Il y a chez Lynda Lemay une détermination inébranlable qui est toujours belle à voir. Cette femme-là vit comme elle écrit : en s'abandonnant à son instinct et en fonçant tête première malgré les peurs qui l'habitent.

«J'ai toujours peur que le pire arrive, dit-elle. Alors, des fois, j'imagine le pire pour l'empêcher de se réaliser. C'est peut-être ça, au fond qui m'a poussée à écrire Un éternel hiver. Parce que moi aussi, comme toutes les mères, je me sens coupable face à mon enfant.

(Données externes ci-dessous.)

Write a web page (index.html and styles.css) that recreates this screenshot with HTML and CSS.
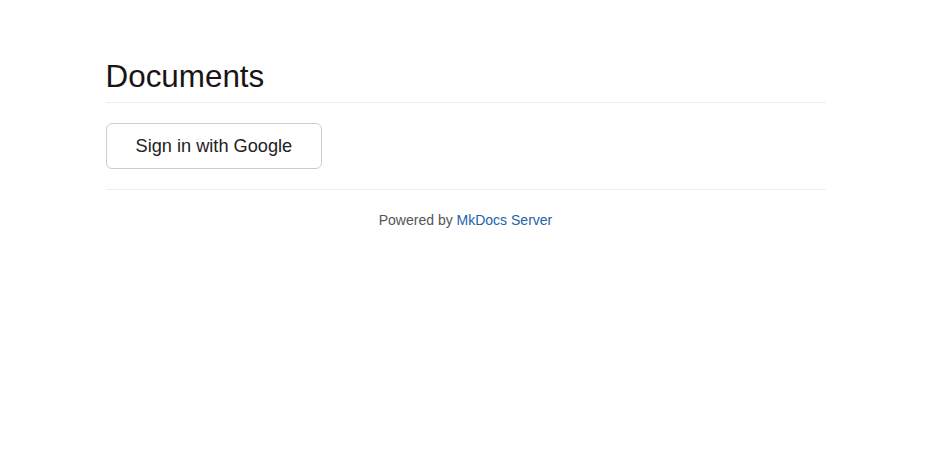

Coupable de ne pas être une mère parfaite tout en sachant que la mère parfaite n'existe pas.»

Assez ironiquement, au tout début de sa carrière, les producteurs dont elle a fait le tour lui ont prédit un succès confidentiel auprès d'un public restreint d'intellos. Personne ne croyait au potentiel commercial de son répertoire. Aujourd'hui, les chiffres parlent en son nom. Depuis son premier triomphe au Festival de la chanson de Granby en 1989, Lynda Lemay a vendu plus de deux millions de disques dans toute la francophonie et fait l'Olympia de Paris à guichets fermés 33 fois. Ça, c'est sans compter les dizaines de tournées et les centaines de spectacles qu'elle a accumulés en 16 ans. Le succès est la meilleure des revanches, disent les Anglais. Si c'est le cas, Lynda Lemay a été vengée mille fois plutôt qu'une.